I see what you mean....the blade and arms are indeed upside down and I was wrong. But, has the whole assembly been cut from the dozer with a torch maybe? As there seems to be something odd with the shape...(last kink towards the pivot point seems missing)

Quote:
The arms actually pivot from the brackets that you can see from the outside of the tractor at a point about midway between the top rollers but quite low down. The weight of the tractor is carried by a big leaf spring pivoted to the sump on a normal tractor (I am not sure if it is a solid mount on these) which is higher than the blade arms so there is no need for the arms to avoid it. The underside of the arms are sloped upwards at the ends to give better ground clearance when the blade is up. In the zoomed photo you can see the circular saucer shaped depth plates just behind the blade that help to control depth of cut.

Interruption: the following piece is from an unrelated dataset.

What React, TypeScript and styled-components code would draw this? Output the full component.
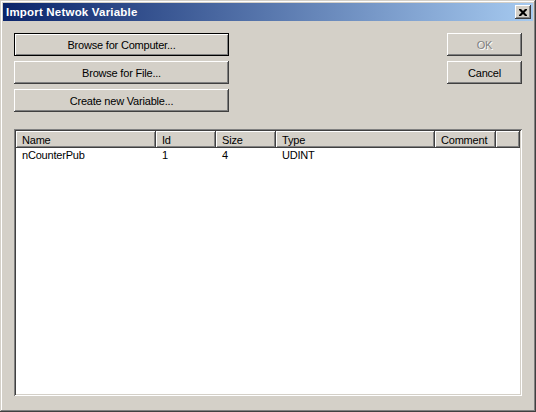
import styled, { createGlobalStyle } from 'styled-components';

const GlobalStyle = createGlobalStyle`
  html, body {
    margin: 0;
    padding: 0;
    background: #d4d0c8;
  }
  * {
    box-sizing: border-box;
  }
`;

const Window = styled.div`
  width: 536px;
  height: 412px;
  padding: 3px;
  display: flex;
  flex-direction: column;
  background: #d4d0c8;
  font-family: "Liberation Sans", Arial, sans-serif;
  font-size: 11px;
  letter-spacing: -0.2px;
  color: #000;
  box-shadow: inset -1px -1px #404040, inset 1px 1px #d4d0c8,
    inset -2px -2px #808080, inset 2px 2px #ffffff;
`;

const TitleBar = styled.div`
  height: 18px;
  display: flex;
  align-items: center;
  justify-content: space-between;
  padding: 0 2px 0 3px;
  background: linear-gradient(to right, #0a246a, #a6caf0);
`;

const Title = styled.span`
  color: #fff;
  font-weight: bold;
  font-size: 11.5px;
  letter-spacing: 0.2px;
`;

const CloseButton = styled.div`
  width: 16px;
  height: 14px;
  display: flex;
  align-items: center;
  justify-content: center;
  background: #d4d0c8;
  box-shadow: inset -1px -1px #404040, inset 1px 1px #ffffff,
    inset -2px -2px #808080;
`;

const Body = styled.div`
  flex: 1;
  display: flex;
  flex-direction: column;
  padding: 12px 11px 13px 11px;
  gap: 17px;
`;

const TopRow = styled.div`
  display: flex;
  justify-content: space-between;
`;

const ButtonColumn = styled.div`
  display: flex;
  flex-direction: column;
  gap: 5px;
`;

const Button = styled.div<{ $width: number; $default?: boolean; $disabled?: boolean }>`
  width: ${(p) => p.$width}px;
  height: 23px;
  display: flex;
  align-items: center;
  justify-content: center;
  background: #d4d0c8;
  color: ${(p) => (p.$disabled ? '#808080' : '#000')};
  text-shadow: ${(p) => (p.$disabled ? '1px 1px #ffffff' : 'none')};
  border: ${(p) => (p.$default ? '1px solid #000' : 'none')};
  box-shadow: ${(p) =>
    p.$default
      ? 'inset 1px 1px #ffffff, inset -1px -1px #808080'
      : 'inset -1px -1px #404040, inset 1px 1px #ffffff, inset -2px -2px #808080'};
`;

const ListView = styled.div`
  flex: 1;
  display: flex;
  flex-direction: column;
  padding: 2px;
  background: #fff;
  box-shadow: inset 1px 1px #808080, inset -1px -1px #ffffff,
    inset 2px 2px #404040, inset -2px -2px #d4d0c8;
`;

const HeaderRow = styled.div`
  display: flex;
  height: 17px;
`;

const HeaderCell = styled.div<{ $width?: number }>`
  width: ${(p) => (p.$width ? `${p.$width}px` : 'auto')};
  flex: ${(p) => (p.$width ? 'none' : '1')};
  display: flex;
  align-items: center;
  padding-left: 6px;
  background: #d4d0c8;
  white-space: nowrap;
  box-shadow: inset -1px -1px #404040, inset 1px 1px #ffffff,
    inset -2px -2px #808080;
`;

const Row = styled.div`
  display: flex;
  height: 14px;
  align-items: center;
`;

const Cell = styled.div<{ $width: number }>`
  width: ${(p) => p.$width}px;
  padding-left: 6px;
  white-space: nowrap;
`;

const columns = [
  { name: 'Name', width: 140 },
  { name: 'Id', width: 60 },
  { name: 'Size', width: 60 },
  { name: 'Type', width: 159 },
  { name: 'Comment', width: 61 },
];

const rows = [['nCounterPub', '1', '4', 'UDINT', '']];

export default function App() {
  return (
    <>
      <GlobalStyle />
      <Window>
        <TitleBar>
          <Title>Import Netwok Variable</Title>
          <CloseButton>
            <svg width="8" height="7" viewBox="0 0 8 7">
              <path
                d="M0 0h2l2 2 2-2h2v1L5.5 3.5 8 6v1H6L4 5 2 7H0V6l2.5-2.5L0 1z"
                fill="#000"
              />
            </svg>
          </CloseButton>
        </TitleBar>
        <Body>
          <TopRow>
            <ButtonColumn>
              <Button $width={215} $default>Browse for Computer...</Button>
              <Button $width={215}>Browse for File...</Button>
              <Button $width={215}>Create new Variable...</Button>
            </ButtonColumn>
            <ButtonColumn>
              <Button $width={75} $disabled>OK</Button>
              <Button $width={75}>Cancel</Button>
            </ButtonColumn>
          </TopRow>
          <ListView>
            <HeaderRow>
              {columns.map((c) => (
                <HeaderCell key={c.name} $width={c.width}>
                  {c.name}
                </HeaderCell>
              ))}
              <HeaderCell />
            </HeaderRow>
            {rows.map((r, i) => (
              <Row key={i}>
                {r.map((v, j) => (
                  <Cell key={j} $width={columns[j].width}>
                    {v}
                  </Cell>
                ))}
              </Row>
            ))}
          </ListView>
        </Body>
      </Window>
    </>
  );
}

That's what I don't agree on; the arms on an Armoured dozer are shaped over the transverse leaf spring, as they would otherwise interfere with the spring. You can't curve the arms under the leaf spring, as that would very much limit the up and down movement of the arms and blade. The shape might be a bit different between D6 and D7, but you can see the idea here on the surviving D7 dozer.
Dozer blades that attach to the ouside of the dozer suspension don't have this problem obvisously, as there is no spring, so the arms can be straight.